In a public hearing last month, supporters and opponents agreed that to come up short on votes again would be the worst possible outcome.

In a board meeting Thursday, the school district's bond attorney Randall Larsen introduced another approach to financing a new school. He explained the board could form a local building authority to issue lease revenue bonds, which don’t require voter approval, to fund new buildings or upgrade existing ones.

“One way is to say let's do the election, and if it fails, put people on notice [that] we're going to use the building authority statute as our backup — if we have to, that's what we will do,” he said. “The third one is, let's just do a building authority and take the Truth in Taxation issue and make sure we don't affect services of the budget and get these buildings.”

He added that the district could use a combination of voter-approved and lease revenue bonds to fund construction.

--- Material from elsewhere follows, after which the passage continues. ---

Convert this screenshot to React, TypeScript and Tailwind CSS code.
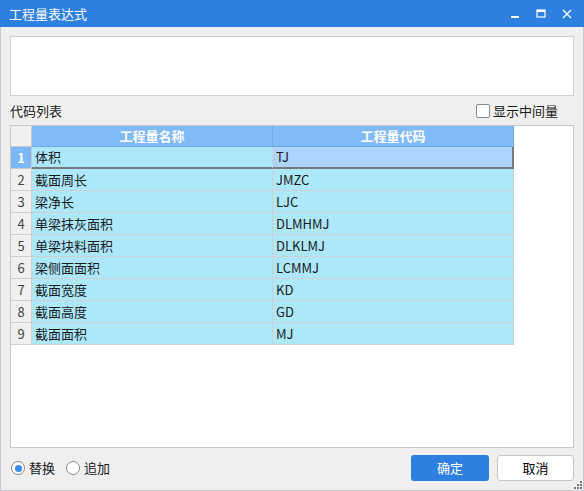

It’s a method of financing nearby districts are using.

The Park City School District formed a local building authority in 2020, then authorized $42 million earlier this year. That money was added to $79 million of general obligation bond money voters approved last November and is being used for district-wide facilities expansions and upgrades.

Larsen said governments and school districts in Tooele, Utah and Salt Lake counties have recently used the strategy to fund building projects as well.

Like the Park City School District’s approach, the Wasatch school board discussed using both types of bonding for a new school. Board members said a benefit of the lease revenue bond could be locking in construction costs before inflation raises prices, but a general obligation bond could come with lower interest rates.

Acting as a consultant to the board on Thursday, Managing Director Matt Dugdale of investment banking firm Stifel said it could create the building authority without any obligation to do a lease revenue bond.

“As the district considers creating a local building authority, really, it's just putting one more arrow in your quiver, not necessarily that you're not going to shoot all the arrows, but it's another arrow and an option.”

The board could create the building authority at its board meeting Tuesday.

The meeting is at the Wasatch Education Center at 101 East 200 North and will be broadcast on the Wasatch County School District YouTube channel.